Les 10% restant sont des propriétés privées au sens français (“freehold”), mais avec un très gros bémol. Si l’état décide de procéder à un développement public, il sera quasiment impossible de garder cette propriété ni d’en négocier librement le prix. Par exemple, en avril dernier, le gouvernement a acquis un immeuble “freehold” à usage commercial et résidentiel de 57 ans sur Thomson road pour permettre la construction de la future voie express Nord-Sud qui reliera les quartiers Nord de Singapour au centre-ville. 95% des condos situés dans le centre-ville sont “freehold”.
Cette situation, peu favorable à la propriété privée, a aussi des avantages. Cela donne les mains libres au gouvernement pour développer rapidement des infrastructures optimales (en France, la construction d’une route peut prendre des années à cause d’un propriétaire récalcitrant ou certaines routes peuvent avoir des tracés sinueux pour la même raison). Cela limite aussi fortement la spéculation foncière et immobilière, et permet ainsi à la grande majorité de la population d’être propriétaire d’un logement décent (par comparaison à Hong Kong, où, malgré la moindre densité de population, l’acquisition d’un tel logement est inaccessible au commun des mortels). En fonction des besoins et de l’évolution des prix, l’état libère des terrains et les met aux enchères.

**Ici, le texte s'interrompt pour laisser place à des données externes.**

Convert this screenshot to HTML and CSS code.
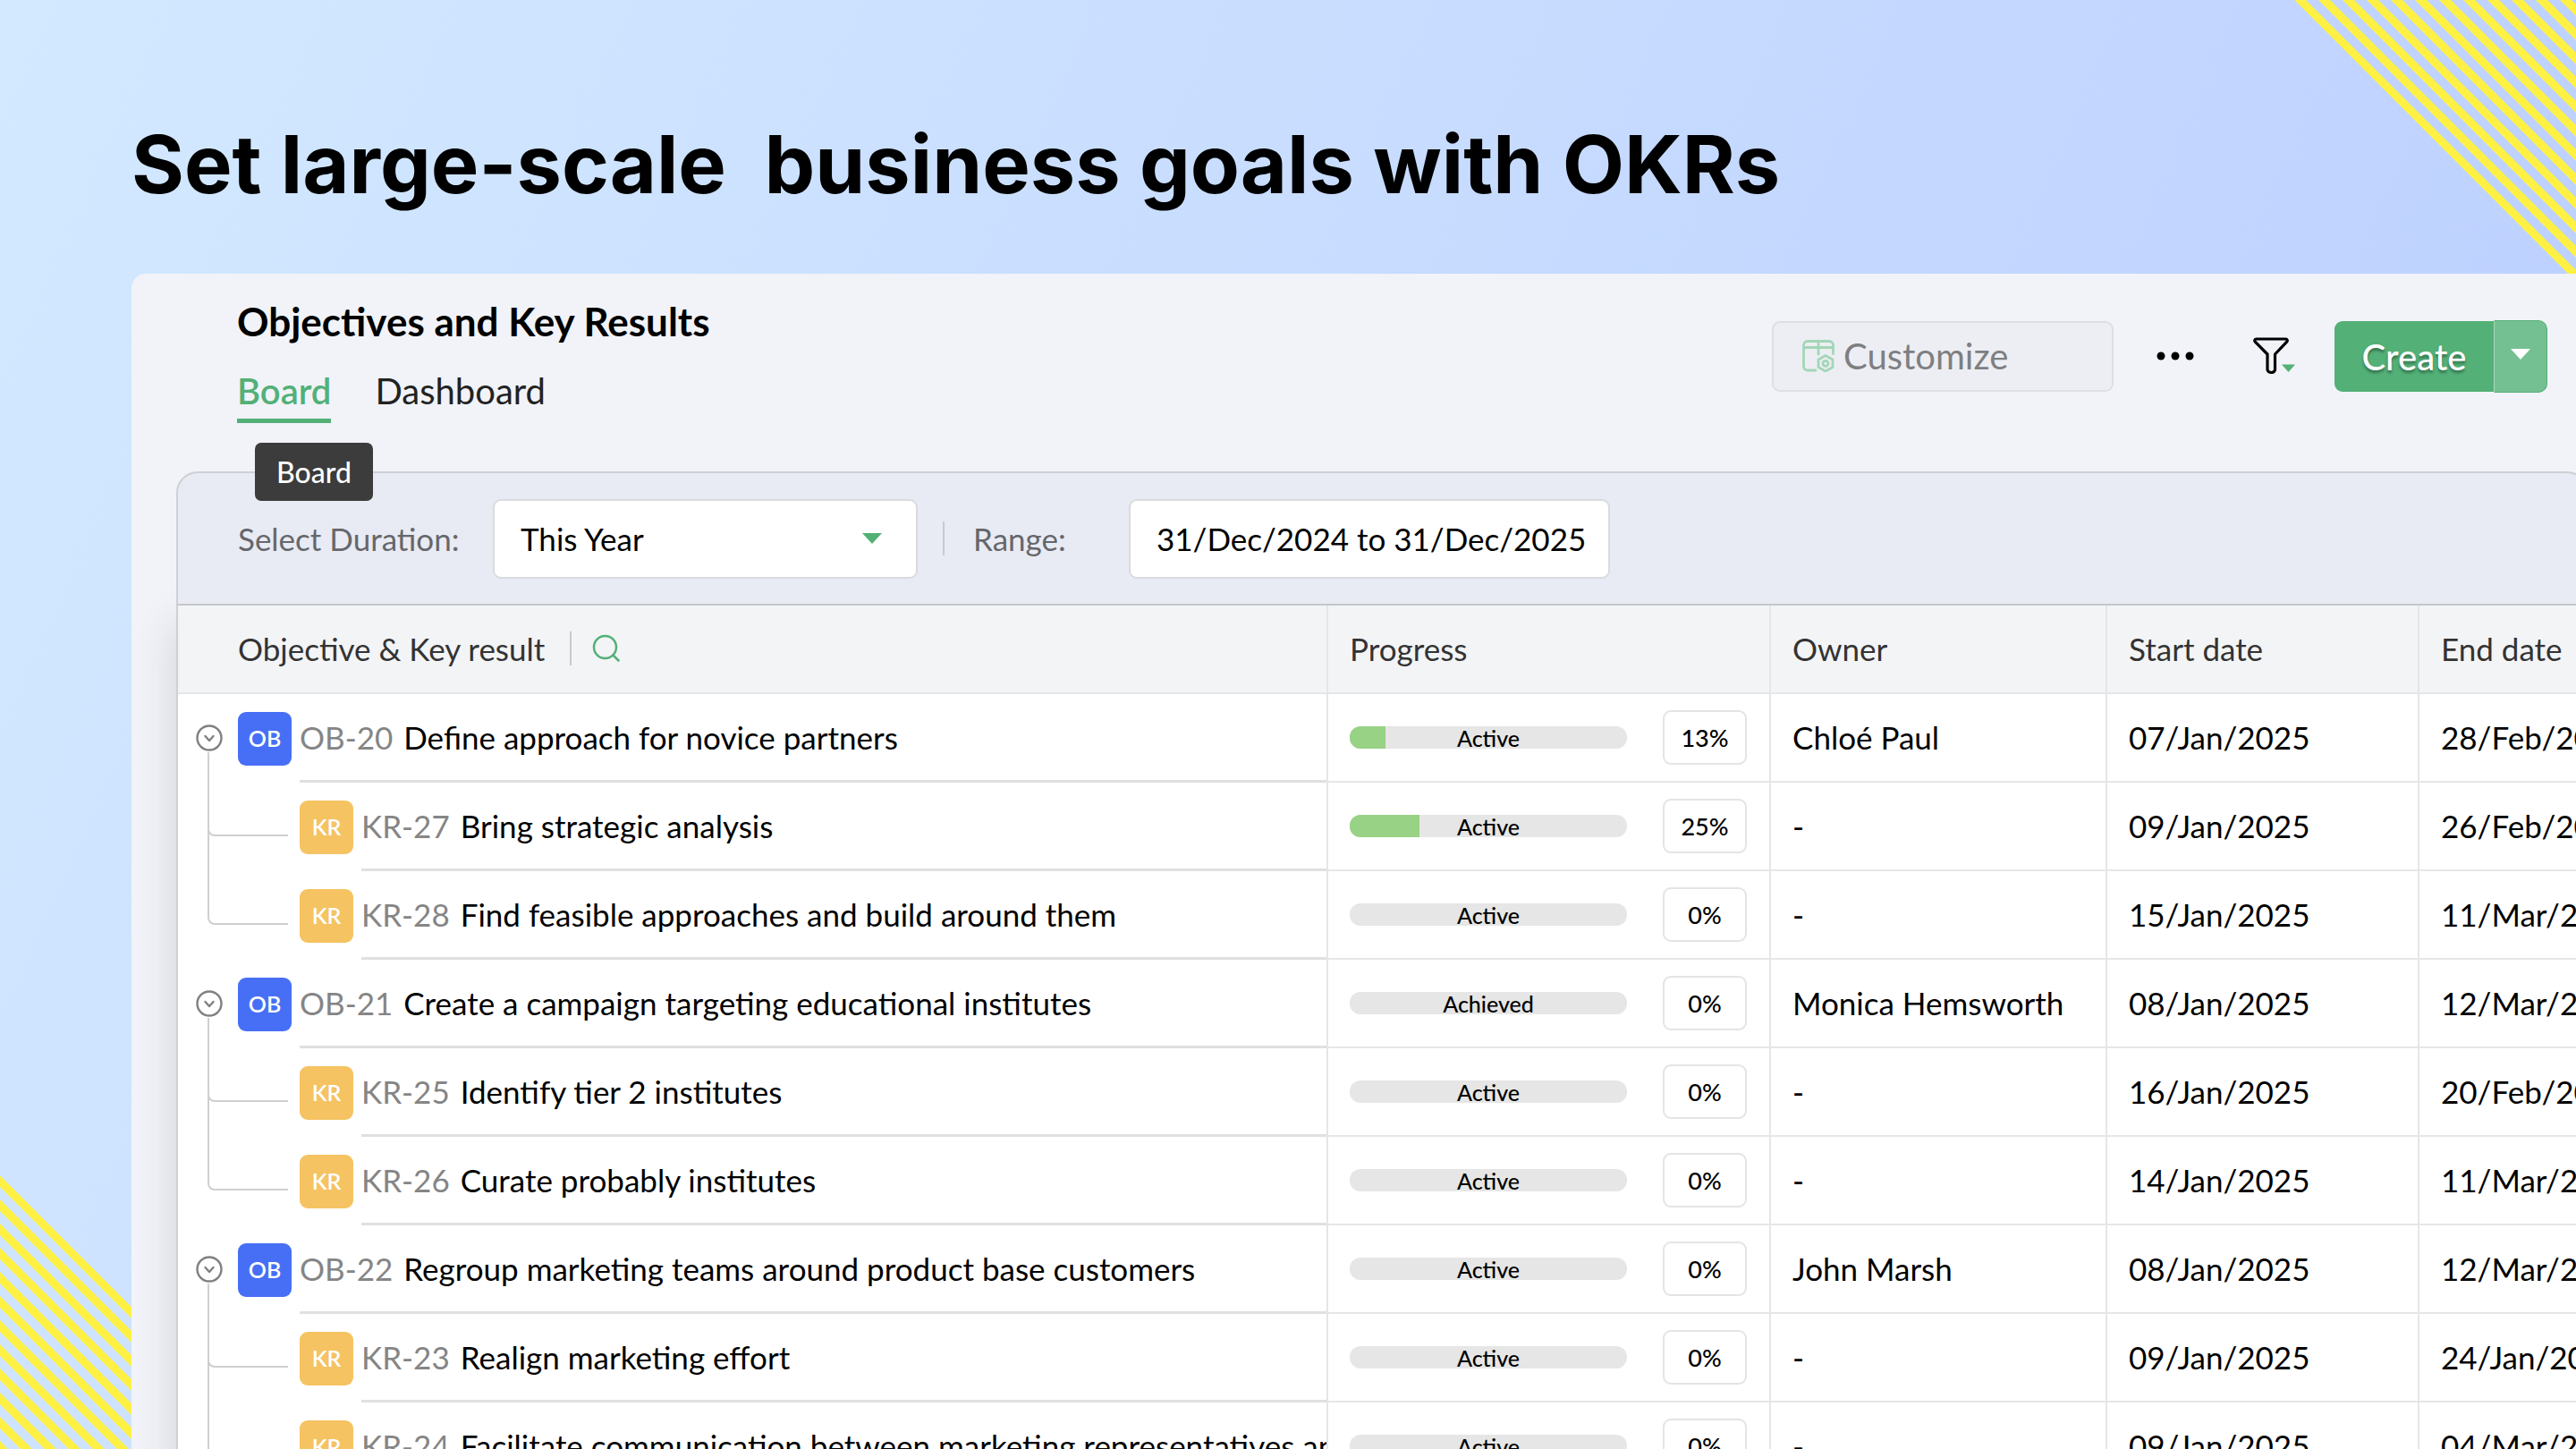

Un autre avantage est qu’il existe très peu de terrains vagues ou d’immeubles en ruine, qui sont autant de gaspillages de la ressources rare que constitue le sol. Sur les 90% des terrains appartenant à l’état, si un immeuble vieillit, il est détruit et temporairement remplacé par un espace vert (grâce à la pousse rapide de la végétation pousse), en attendant un nouvel immeuble plus moderne. Les terrains inoccupés appartenant à l’état sont souvent entourés de clôtures portant des écriteaux proclamant la propriété d’état (« state land ») et promettant les pires châtiments en cas d’intrusion.
Il faut donc aller du côté 10% de terrains prives pour trouver des espaces abandonnés ou des ruines. Le plus célèbre est sans doute la propriété Tyersall, dont une partie a été acquise en 2009 par le gouvernement singapourien pour créer la nouvelle extension du Botanic Garden ouverte en 2017 (on y trouve l’ancienne ambassade de France et l’ancienne résidence de l’ambassadeur de France). Tyersall est une des propriétés privées les plus étendues de Singapour (24 ha d’un seul tenant). Elle appartient à l’état malaisien de Johor. Sur cette propriété, le sultan de Johor a construit à la fin du 19eme siècle le palais Tyersall, qui fut la première demeure de Singapour à bénéficier de l’électricité et du téléphone, et qui a abrité des réceptions somptueuses, comme celle de l’archiduc François Ferdinand d’Autriche en en 1893 ou celle du roi de Siam en 1896. En 1935, ce palais a été détruit, mais restait le palais Woodneuk, construit entre temps. Ce dernier, aujourd’hui en ruine, est réputé hanté. En principe, l’accès du parc est interdit, ce qui rajoute à l’aura de mystère qui entoure ce lieu. Mais cela n’empêche pas certains de s’y hasarder au mépris de la loi et des fantômes. Enfin et surtout, c’est le lieu supposé de la grande réception dans le film « Crazy rich Asian » (qui en fait été tourné ailleurs).